Black and white photography isn't highly regarded in Indonesia
simply because it was "the only thing for many years", Yudhi
says. Once color film was introduced (DATE), many photographers
in the developing country refused to use the older medium.
Even editors have become anti-black-and-white, Yudhi insists,
citing a time when an editor refused to print his photos because
it was "a waste of money to print black and white pictures on
expensive art paper." Another time, his color photographs were
chosen over his black and white photos even though he felt they
weren't as good.
He was working for the now banned Tempo magazine as a
correspondent in eastern Europe just before the collapse of the
Soviet Union.

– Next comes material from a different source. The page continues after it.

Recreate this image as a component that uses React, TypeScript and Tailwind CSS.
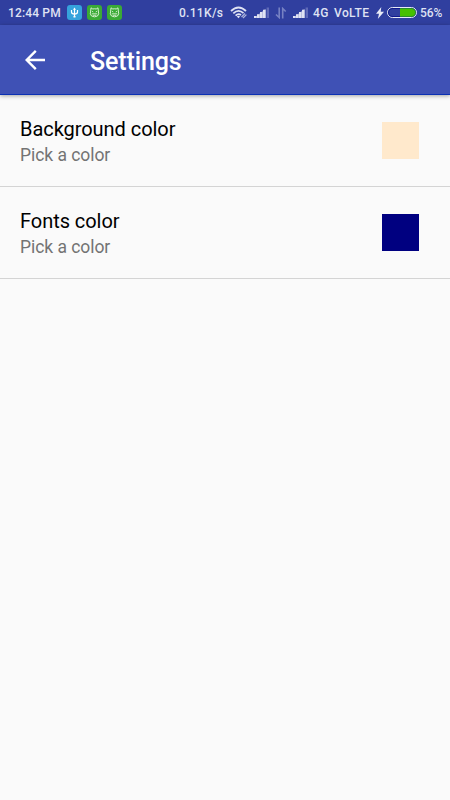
import type { ReactNode } from 'react';

const settings = [
  { title: 'Background color', summary: 'Pick a color', swatch: 'bg-[#ffe9cc]' },
  { title: 'Fonts color', summary: 'Pick a color', swatch: 'bg-[#000080]' },
] as const;

function Badge({ className, children }: { className: string; children: ReactNode }) {
  return (
    <span className={`h-[15px] w-[15px] rounded-[3px] ${className}`}>
      <svg viewBox="0 0 15 15" className="block h-full w-full" fill="none" stroke="#fff">
        {children}
      </svg>
    </span>
  );
}

function UsbBadge() {
  return (
    <Badge className="bg-[#36a3dc]">
      <path d="M7.5 4v8M4.5 5v2q0 2 3 2.2Q10.5 9 10.5 7V5" strokeWidth="1.2" />
      <path d="M6 4.7 7.5 2.5 9 4.7zM6.5 11h2v1.5h-2z" fill="#fff" stroke="none" />
    </Badge>
  );
}

function CatBadge() {
  return (
    <Badge className="bg-[#3aaa35]">
      <path
        d="M4 2.8 5.8 4Q7.5 3.5 9.2 4L11 2.8 11.3 6Q12.5 9 10.5 11Q7.5 12.7 4.5 11Q2.5 9 3.7 6Z"
        stroke="#d5f0cf"
        strokeWidth="1"
      />
      <path d="M5 6.3l1.3.7M10 6.3l-1.3.7M4.8 8.8h5.4M5.8 10.3h3.4" stroke="#d5f0cf" strokeWidth="0.9" />
    </Badge>
  );
}

function WifiIcon() {
  return (
    <svg viewBox="0 0 18 13" className="h-[13px] w-[18px]" fill="none" stroke="#dfe2f3" strokeWidth="1.8">
      <path d="M1 5Q8.5-2 16 5M3.3 7.4Q8.5 2.5 13.5 7.2M5.6 9.6Q8.5 6.9 11 9.1" />
      <path d="M6.8 10.5Q8.5 9.2 10 10.5L8.5 12.2z" fill="#dfe2f3" stroke="none" />
      <path d="m11.5 11 3.5-3.5M13 12l3.4-3.4" stroke="#aab1dc" strokeWidth="1.3" />
    </svg>
  );
}

function SignalIcon() {
  return (
    <svg viewBox="0 0 16 11" className="block h-[11px] w-4" fill="#dfe2f3">
      <path d="M0 9h2.6v2H0zM3 7.3h2.6V11H3zM6 5h2.6v6H6zM9 2.8h2.6V11H9z" />
      <path d="M0 11 11.6 1.8V11z" opacity="0.5" />
      <path d="M12.6.5H15V11h-2.4z" fill="#5f6ab8" />
    </svg>
  );
}

function DataIcon() {
  return (
    <svg viewBox="0 0 12 12" className="block h-3 w-3" fill="none" stroke="#7681c3" strokeWidth="1.6">
      <path d="M4.2.5v10L1 7.5M7.7 11.5V1.5l3 3" />
    </svg>
  );
}

function BoltIcon() {
  return (
    <svg viewBox="0 0 8 12" className="h-3 w-2" fill="#e8eaf6">
      <path d="M5.3 0 0 6.8h3L1.8 12 8 4.8H4.7z" />
    </svg>
  );
}

function Battery() {
  return (
    <span className="flex h-[11px] w-[30px] overflow-hidden rounded-full border border-[#e8eaf6]">
      <span className="w-[12px] rounded-l-full border-y border-l border-[#101a8c] bg-[#303f9f]" />
      <span className="flex-1 rounded-r-full border-y border-r border-[#2a8a30] bg-[#46c000]" />
    </span>
  );
}

function StatusBar() {
  return (
    <div className="flex h-[25px] items-center bg-[#303f9f] pl-2 text-xs font-medium whitespace-nowrap text-[#dfe2f3]">
      <span className="w-[59px] tracking-[0.15px]">12:44 PM</span>
      <span className="flex gap-[5px]">
        <UsbBadge />
        <CatBadge />
        <CatBadge />
      </span>
      <span className="ml-[57px] w-[51px] tracking-[0.3px]">0.11K/s</span>
      <WifiIcon />
      <span className="flex w-[61px] items-center">
        <span className="ml-1.5"><SignalIcon /></span>
        <span className="ml-[5px]"><DataIcon /></span>
        <span className="ml-1.5"><SignalIcon /></span>
      </span>
      <span className="ml-1 w-[21px] tracking-[0.4px]">4G</span>
      <span className="w-[42px] tracking-[0.4px]">VoLTE</span>
      <BoltIcon />
      <span className="ml-[3px]"><Battery /></span>
      <span className="ml-[3px] tracking-[-0.1px]">56%</span>
    </div>
  );
}

function Toolbar() {
  return (
    <header className="relative flex h-[70px] items-center border-b border-[#0b30b4] bg-[#3f51b5] pl-[25px] text-white shadow-[0_1px_4px_rgba(0,0,0,0.35)]">
      <button type="button" aria-label="Back" className="h-5 w-5">
        <svg viewBox="0 0 20 20" className="block h-5 w-5" fill="none" stroke="currentColor" strokeWidth="2.4">
          <path d="M20 10H2M10.8.9 1.7 10l9.1 9.1" />
        </svg>
      </button>
      <h1 className="mt-[5px] ml-[45px] text-[25px] leading-[30px] font-medium tracking-[-0.12px]">Settings</h1>
    </header>
  );
}

export default function App() {
  return (
    <div className="h-screen overflow-hidden bg-[#fafafa] font-['Roboto',sans-serif]">
      <StatusBar />
      <Toolbar />
      <main>
        {settings.map((item) => (
          <div key={item.title} className="flex h-[92px] items-center justify-between border-b border-[#d4d4d4] pr-[31px] pl-5">
            <div className="pt-0.5">
              <div className="text-[20px] leading-[27px] tracking-[-0.05px] text-black">{item.title}</div>
              <div className="text-[17.5px] leading-6 tracking-[-0.05px] text-[#737373]">{item.summary}</div>
            </div>
            <div className={`h-[37px] w-[37px] ${item.swatch}`} />
          </div>
        ))}
      </main>
    </div>
  );
}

His color photo-essay on Hungary was printed the
next day, but his black and white shots of Rumania were debated
for two or three weeks.
The Indonesian aversion to black and white photography may
have deeper roots than the advent of color film.
"When photography came here(DATE) with the Dutch, it was used
as part of the colonial instrument to make inventories of
whatever they owned: the plantations, the temples, the kings, the
population, whatever," Yudhi explains.
Photography was, and sometimes still is, beyond the means of
average Indonesians. "The natives were always the passive ones...

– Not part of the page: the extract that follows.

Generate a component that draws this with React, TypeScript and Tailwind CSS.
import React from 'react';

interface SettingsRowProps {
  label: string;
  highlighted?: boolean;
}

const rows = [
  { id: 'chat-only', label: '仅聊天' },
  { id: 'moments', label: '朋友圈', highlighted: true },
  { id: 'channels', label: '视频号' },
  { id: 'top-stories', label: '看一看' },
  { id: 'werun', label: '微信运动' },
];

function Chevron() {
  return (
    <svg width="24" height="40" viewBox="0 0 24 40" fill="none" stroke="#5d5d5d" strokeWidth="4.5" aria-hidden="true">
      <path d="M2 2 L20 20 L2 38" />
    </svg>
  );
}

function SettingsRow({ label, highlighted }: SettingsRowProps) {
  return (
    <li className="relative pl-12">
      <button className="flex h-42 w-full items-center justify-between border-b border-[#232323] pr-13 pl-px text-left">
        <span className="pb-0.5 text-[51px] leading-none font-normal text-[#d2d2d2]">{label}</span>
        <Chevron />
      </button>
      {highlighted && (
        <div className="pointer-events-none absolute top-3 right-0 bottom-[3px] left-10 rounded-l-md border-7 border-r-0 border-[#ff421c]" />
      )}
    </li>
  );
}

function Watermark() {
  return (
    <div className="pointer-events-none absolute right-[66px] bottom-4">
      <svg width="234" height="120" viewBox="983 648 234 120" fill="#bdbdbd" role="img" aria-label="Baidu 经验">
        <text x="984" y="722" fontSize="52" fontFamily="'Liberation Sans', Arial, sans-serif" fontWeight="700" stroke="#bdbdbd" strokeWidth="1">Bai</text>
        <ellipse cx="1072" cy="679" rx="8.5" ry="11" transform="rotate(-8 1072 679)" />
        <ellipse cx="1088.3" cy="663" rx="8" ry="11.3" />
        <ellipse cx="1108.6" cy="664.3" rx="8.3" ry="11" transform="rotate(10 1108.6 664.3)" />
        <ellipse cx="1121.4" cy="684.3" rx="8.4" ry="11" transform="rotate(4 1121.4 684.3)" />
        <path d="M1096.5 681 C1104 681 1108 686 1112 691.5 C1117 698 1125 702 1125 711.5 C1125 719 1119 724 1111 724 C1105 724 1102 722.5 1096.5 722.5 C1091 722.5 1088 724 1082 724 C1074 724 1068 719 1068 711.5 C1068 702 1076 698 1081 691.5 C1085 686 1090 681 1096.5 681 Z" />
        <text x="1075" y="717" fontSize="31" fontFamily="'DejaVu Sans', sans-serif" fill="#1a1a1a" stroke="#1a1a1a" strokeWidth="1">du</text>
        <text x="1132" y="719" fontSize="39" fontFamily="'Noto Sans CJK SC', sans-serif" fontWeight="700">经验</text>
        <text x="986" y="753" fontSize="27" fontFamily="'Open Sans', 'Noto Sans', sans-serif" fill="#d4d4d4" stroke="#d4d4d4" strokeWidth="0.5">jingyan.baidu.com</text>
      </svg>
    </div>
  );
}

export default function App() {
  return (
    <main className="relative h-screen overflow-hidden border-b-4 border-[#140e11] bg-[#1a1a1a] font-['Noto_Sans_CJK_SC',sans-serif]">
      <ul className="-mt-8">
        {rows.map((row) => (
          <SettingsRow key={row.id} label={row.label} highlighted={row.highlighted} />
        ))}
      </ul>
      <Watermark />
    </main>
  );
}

the ones crouching down in front in the photographs. The Dutch
made a lot of images, but photography never gained popularity
among the natives," says Yudhi.
Popularizing photography is now the mission of the gallery.
According to Oscar Motuloh, who oversees the gallery for Antara,
Yudhi was hired as the gallery's curator to make this mission a
reality.
Yudhi had left Tempo in 1992, and had proved his suitability
for the curator position with a solo exhibition featuring his
black and white photographs of the Paris subway. "Paris Metro"
was a success and taught Yudhi some of the skills needed to run
the gallery.
Galeri Antara was opened in December 1992, and operated
without a curator for its first year. Once Oscar hired Yudhi at
the end of 1993, they increased the number of exhibits from one
to nine and boosted visitor numbers from 45 in the first year to
400 a month in 1994. Last year Yudhi brought in more than 900
visitors a month.
He was able to increase the number of visitors by asking
himself the simple question: What kind of photo gallery would I
like as a visitor, not as a curator? His answer was a friendly
and informative gallery, something that Indonesians would not be
afraid to visit.
"Indonesians are afraid to go to galleries because most of the
galleries here are commercial. That means you have to dress
right. You have to have the smell of money," Yudhi points out.
Through exhibitions like "Padi", an interactive display in
which actual rice complemented 200 slide images being flashed on
the walls, Yudhi has built up a following among local young
people and photographers. He boasts that the gallery now has a
membership of over 200 and very close relationships with many
cultural centers in Jakarta, especially the German Goethe
Institute.
"I want to cater to people who are thirsty for this kind of
experience," Yudhi stresses. "Living in the West, going to a
gallery is like going to the supermarket, people just jump on the
bus and go."
Yudhi sees the gallery as a "new infrastructure" where people
can learn while interacting with photographers. The visitors "can
even criticize them," he adds.
Besides staging exhibitions, Yudhi also plans to increase the
gallery's collection of 250 images and publish at least one book
a year.
He and his staff of three organize workshops and talks to
encourage young photographers. For example, immediately after
taking charge of the gallery, Yudhi had eight students explore
"Old Jakarta" and present photo-essays on what they discovered.
Their work -- everything from a graveyard to the Kota railroad
station -- took on a melancholy tone, especially in the photos of
the six students who chose to work in black and white.
Oscar says a fresh batch of students will resume exploring
Jakarta in June for an exhibition called "Our City". With plans
underway for a major renovation of the historic building housing
Galeri Antara, Yudhi's vision of a user-friendly gallery is
taking shape -- something new to keep him awake at night.